In der strengreligiösen Stadt Bnei Brak eröffneten andere Reservisten eine "Musterungsstelle". Sie seien gekommen, "um die Last der Wehrpflicht an die ultra-orthodoxe Bevölkerung zu übergeben", teilten sie nach Medienberichten mit. Ohne Demokratie werde es keine Volksarmee geben. Viele junge strengreligiöse Männer in Israel sind nicht bereit, in der Armee zu dienen. Dies sorgt in anderen Bevölkerungsteilen für großen Zorn. Im Verlauf des Tages waren noch zahlreiche weitere Proteste geplant, auch vor der deutschen Botschaft in Tel Aviv.

Gerichtsentscheide aufheben

Die umstrittene Reform soll dem israelischen Parlament ermöglichen, Entscheidungen des höchsten Gerichts aufzuheben. Kritiker sehen dadurch die Gewaltenteilung in Gefahr. Auch in Berlin wird am Donnerstag mit Protesten gerechnet. Der Besuch wird begleitet von einem Großeinsatz der Polizei. Für den Aufenthalt Netanyahus in Berlin gilt die höchste Sicherheitsstufe. Es wird mit umfangreichen Straßensperrungen und Absperrungen gerechnet.

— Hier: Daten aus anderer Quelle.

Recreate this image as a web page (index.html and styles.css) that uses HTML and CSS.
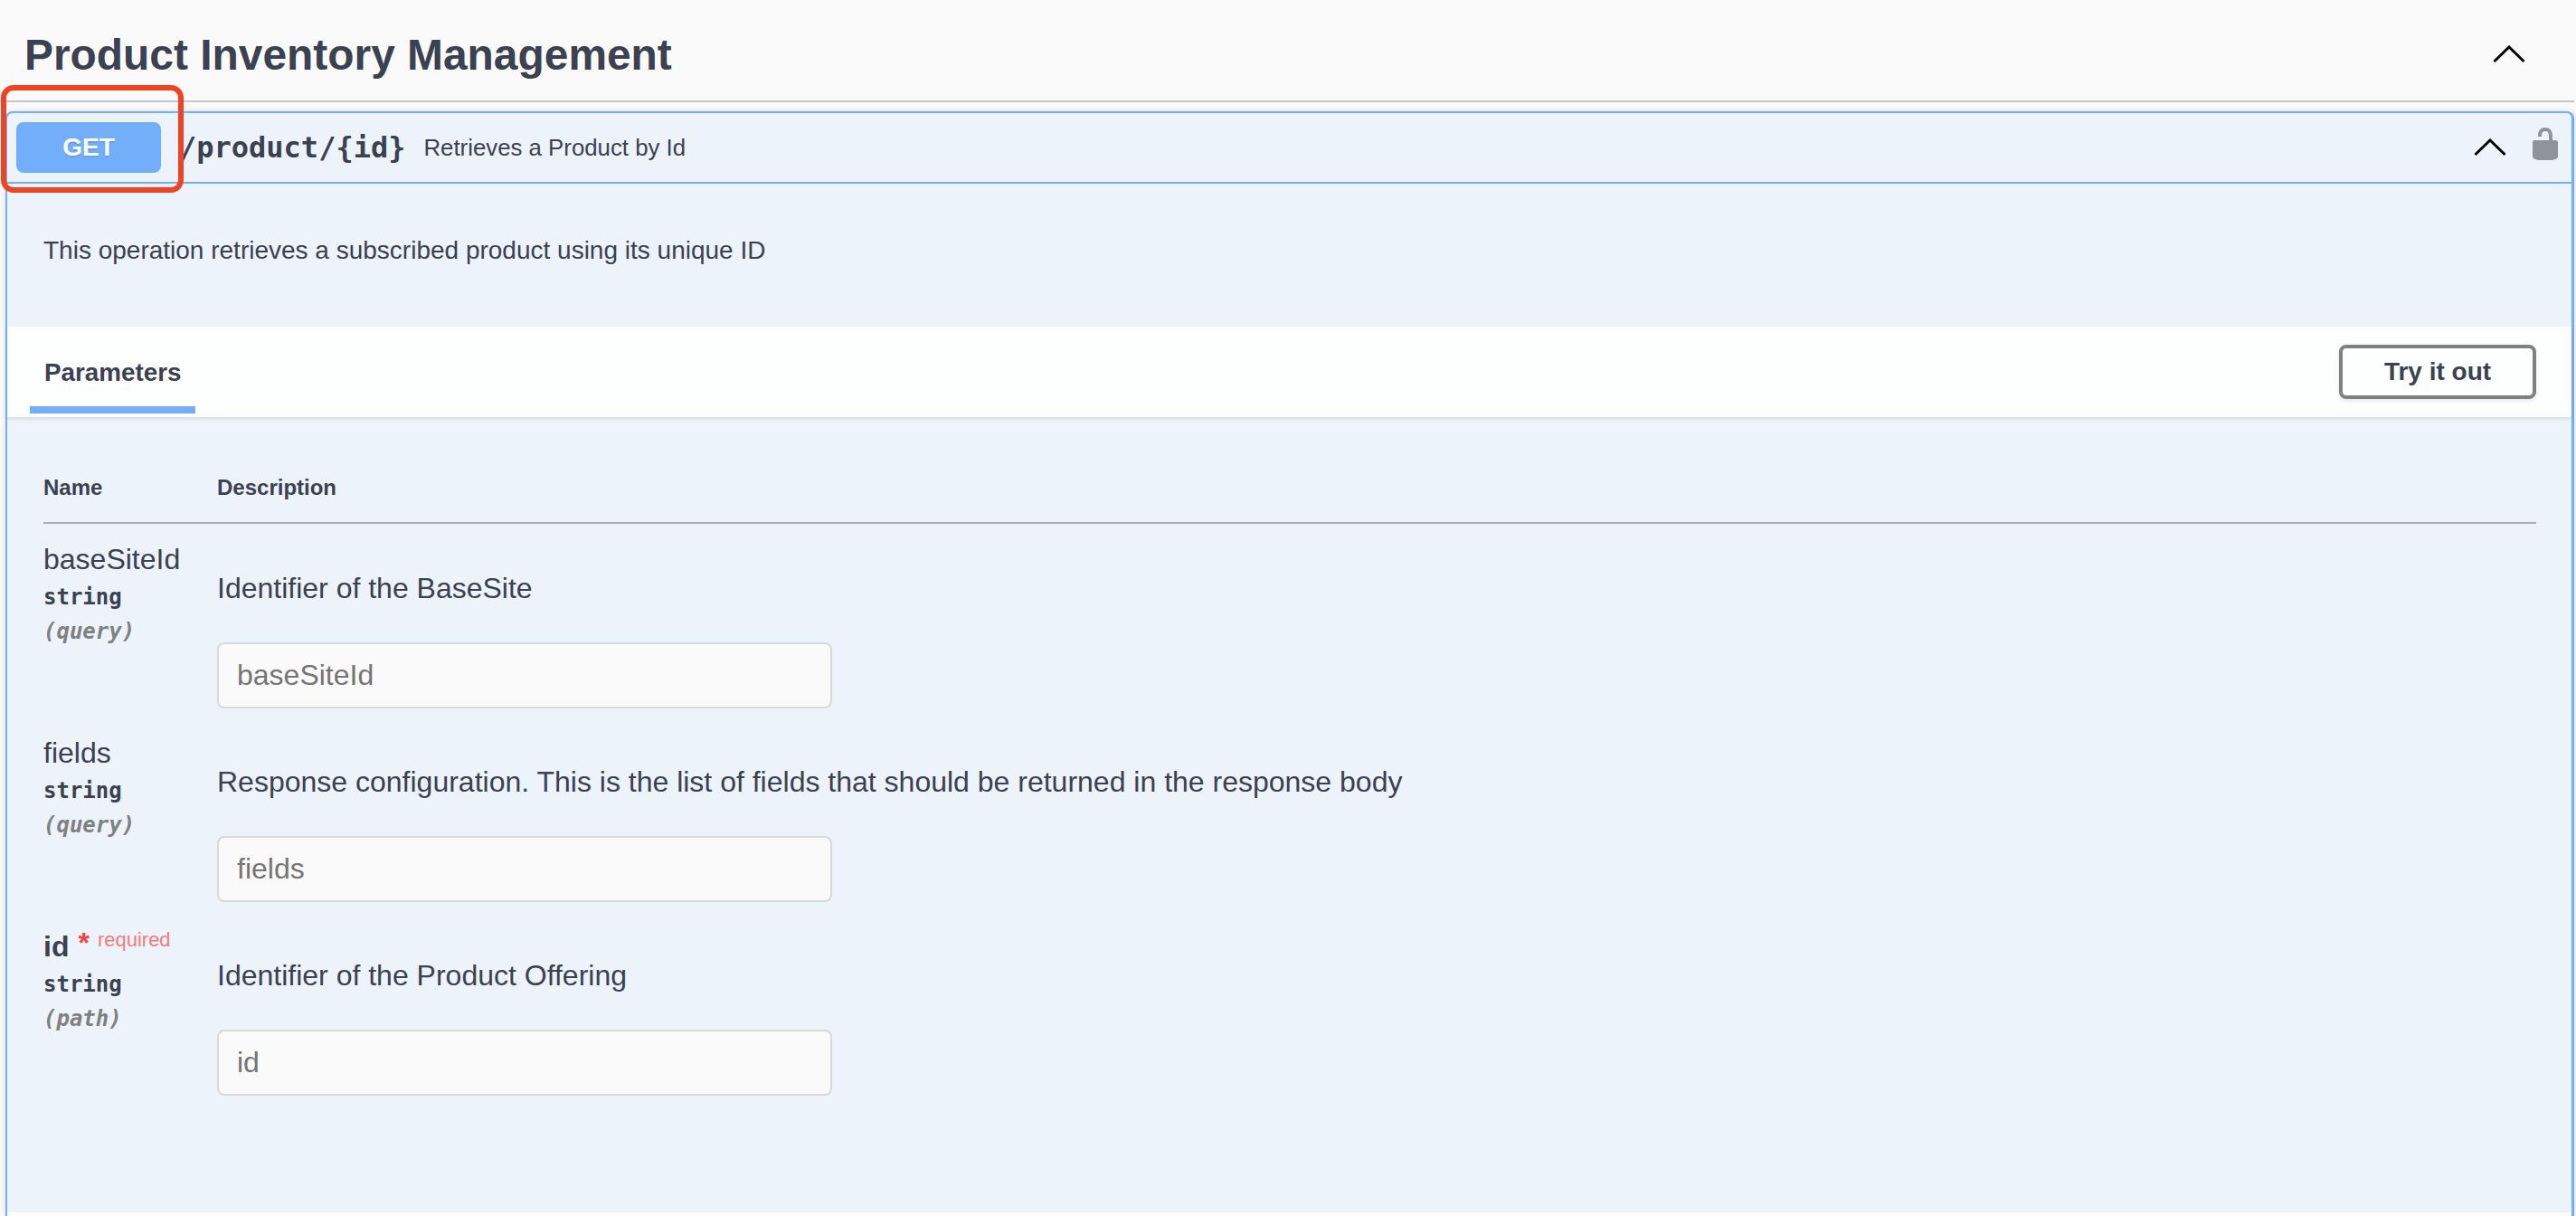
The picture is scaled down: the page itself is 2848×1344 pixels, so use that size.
FILE: index.html
```html
<!DOCTYPE html>
<html lang="en">
<head>
<meta charset="utf-8">
<title>Product Inventory Management</title>
<link rel="stylesheet" href="styles.css">
</head>
<body>
<main class="page">
  <header class="section-head">
    <h2 class="section-title">Product Inventory Management</h2>
    <svg class="chevron chevron-section" viewBox="0 0 36 20" aria-hidden="true"><polyline points="1.5,18 18,2 34.5,18"/></svg>
  </header>
  <section class="opblock">
    <div class="summary">
      <span class="method">GET</span>
      <span class="path">/product/{id}</span>
      <span class="summary-desc">Retrieves a Product by Id</span>
      <svg class="chevron chevron-op" viewBox="0 0 36 20" aria-hidden="true"><polyline points="1.5,18 18,2 34.5,18"/></svg>
      <svg class="lock" viewBox="0 0 20 20" aria-hidden="true"><path d="M15.8 8H14V5.6C14 2.703 12.665 1 10 1 7.334 1 6 2.703 6 5.6V6h2v-.801C8 3.754 8.797 3 10 3c1.203 0 2 .754 2 2.199V8H4c-.553 0-1 .646-1 1.199V17c0 .549.428 1.139.951 1.307l1.197.387C5.672 18.861 6.55 19 7.1 19h5.8c.549 0 1.428-.139 1.951-.307l1.196-.387c.524-.167.953-.757.953-1.306V9.199C17 8.646 16.352 8 15.8 8z"/></svg>
    </div>
    <p class="op-desc">This operation retrieves a subscribed product using its unique ID</p>
    <div class="tabs">
      <div class="tab">Parameters</div>
      <button class="try" type="button">Try it out</button>
    </div>
    <div class="params">
      <div class="param-head"><div class="col-name">Name</div><div>Description</div></div>
      <div class="param">
        <div class="col-name">
          <div class="pname">baseSiteId</div>
          <div class="ptype">string</div>
          <div class="pin">(query)</div>
        </div>
        <div>
          <p class="pdesc">Identifier of the BaseSite</p>
          <input class="pinput" type="text" placeholder="baseSiteId">
        </div>
      </div>
      <div class="param">
        <div class="col-name">
          <div class="pname">fields</div>
          <div class="ptype">string</div>
          <div class="pin">(query)</div>
        </div>
        <div>
          <p class="pdesc">Response configuration. This is the list of fields that should be returned in the response body</p>
          <input class="pinput" type="text" placeholder="fields">
        </div>
      </div>
      <div class="param">
        <div class="col-name">
          <div class="pname pname-req">id<span class="star">*</span><span class="req">required</span></div>
          <div class="ptype">string</div>
          <div class="pin">(path)</div>
        </div>
        <div>
          <p class="pdesc">Identifier of the Product Offering</p>
          <input class="pinput" type="text" placeholder="id">
        </div>
      </div>
    </div>
    <div class="op-foot"></div>
  </section>
  <div class="annotation"></div>
</main>
</body>
</html>
```
FILE: styles.css
```css
html, body {
  margin: 0;
  padding: 0;
  height: 1344px;
  overflow: hidden;
  background: #fafafa;
}
.page {
  position: relative;
  height: 1344px;
  overflow: hidden;
  padding-right: 2px;
  font-family: "Liberation Sans", Arial, sans-serif;
  color: #3b4151;
}
.section-head {
  height: 111px;
  display: flex;
  align-items: center;
  justify-content: space-between;
  padding: 0 54px 0 27px;
  border-bottom: 2px solid #c6c6c8;
}
.section-title {
  margin: 0 0 -10px;
  font-size: 47.9px;
  line-height: 60px;
  font-weight: 700;
}
.chevron {
  width: 36px;
  height: 20px;
  display: block;
  fill: none;
  stroke: #000;
  stroke-width: 3;
}
.chevron-section {
  margin-top: 8px;
}
.opblock {
  display: flex;
  flex-direction: column;
  margin: 10px 0 0 6px;
  height: 1221px;
  box-sizing: border-box;
  background: #ecf3fb;
  border: 2px solid #72aefa;
  border-right-width: 3px;
  border-bottom: 0;
  border-radius: 8px 8px 0 0;
  box-shadow: 0 0 6px rgba(0, 0, 0, 0.12);
}
.summary {
  height: 76px;
  display: flex;
  align-items: center;
  padding: 0 9px 0 10px;
  border-bottom: 2px solid #72aefa;
}
.method {
  width: 160px;
  height: 56px;
  display: flex;
  align-items: center;
  justify-content: center;
  border-radius: 8px;
  background: #72aefa;
  color: #fff;
  font-size: 28px;
  font-weight: 700;
  text-shadow: 0 2px 0 rgba(0, 0, 0, 0.1);
}
.path {
  margin-left: 20px;
  font-family: "DejaVu Sans Mono", monospace;
  font-size: 32px;
  font-weight: 700;
}
.summary-desc {
  margin-left: 20px;
  font-size: 25.8px;
}
.chevron-op {
  margin: 0 23px 0 auto;
}
.lock {
  width: 40px;
  height: 40px;
  display: block;
  fill: #909399;
  margin-bottom: 8px;
}
.op-desc {
  margin: 0;
  height: 158px;
  box-sizing: border-box;
  padding: 58px 0 0 40px;
  font-size: 28px;
  line-height: 32px;
}
.tabs {
  height: 100px;
  display: flex;
  align-items: flex-start;
  justify-content: space-between;
  padding: 0 39px 0 25px;
  background: #fdfefe;
  box-shadow: 0 2px 4px rgba(0, 0, 0, 0.1);
}
.tab {
  width: 183px;
  height: 96px;
  box-sizing: border-box;
  padding: 32px 0 0 16px;
  border-bottom: 8px solid #72aefa;
  font-size: 27.8px;
  line-height: 38px;
  font-weight: 700;
}
.try {
  width: 218px;
  height: 60px;
  margin-top: 20px;
  padding: 0;
  box-sizing: border-box;
  background: #fdfefe;
  border: 4px solid #808080;
  border-radius: 8px;
  box-shadow: 0 2px 4px rgba(0, 0, 0, 0.1);
  color: #3b4151;
  font-family: "Liberation Sans", Arial, sans-serif;
  font-size: 28px;
  font-weight: 700;
}
.params {
  flex: 1;
  padding: 0 39px 0 40px;
}
.param-head {
  display: flex;
  height: 118px;
  box-sizing: border-box;
  padding-top: 63px;
  border-bottom: 2px solid #a9adbd;
  font-size: 24px;
  line-height: 30px;
  font-weight: 700;
}
.col-name {
  width: 192px;
  flex: none;
}
.param {
  display: flex;
  height: 214px;
  box-sizing: border-box;
  padding-top: 20px;
}
.pname {
  margin-bottom: 4px;
  font-size: 32px;
  line-height: 38px;
}
.pname-req {
  font-weight: 700;
  display: flex;
  align-items: flex-start;
}
.star {
  margin: -4px 0 0 10px;
  color: #f93e3e;
  font-size: 32px;
  line-height: 38px;
}
.req {
  margin: -7px 0 0 9px;
  color: #f47c7c;
  font-size: 22px;
  font-weight: 400;
}
.ptype, .pin {
  font-family: "DejaVu Sans Mono", monospace;
  font-size: 24px;
  font-weight: 700;
  line-height: 38px;
}
.pin {
  color: #808080;
  font-style: italic;
}
.pdesc {
  margin: 0 0 41px;
  padding-top: 32px;
  font-size: 32px;
  line-height: 38px;
}
.pinput {
  display: block;
  width: 680px;
  height: 73px;
  box-sizing: border-box;
  margin: 0;
  padding: 0 20px;
  background: #fafafa;
  border: 2px solid #d9d9d9;
  border-radius: 8px;
  font-family: "Liberation Sans", Arial, sans-serif;
  font-size: 32px;
  color: #3b4151;
}
.pinput::placeholder {
  color: #757575;
  opacity: 1;
}
.op-foot {
  height: 4px;
  background: #fdfefe;
}
.annotation {
  position: absolute;
  left: 1px;
  top: 94px;
  width: 202px;
  height: 119px;
  box-sizing: border-box;
  border: 6px solid #ef4423;
  border-radius: 14px;
}
```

Im Gespräch Netanyahus mit Scholz soll es um die bilaterale Zusammenarbeit sowie internationale und regionale Sicherheitsfragen gehen. Netanyahu hatte zuletzt Rom besucht und plant auch eine Reise nach London. Nach israelischen Angaben bemüht er sich um eine entschlossene gemeinsame Haltung gegen das iranische Atomprogramm.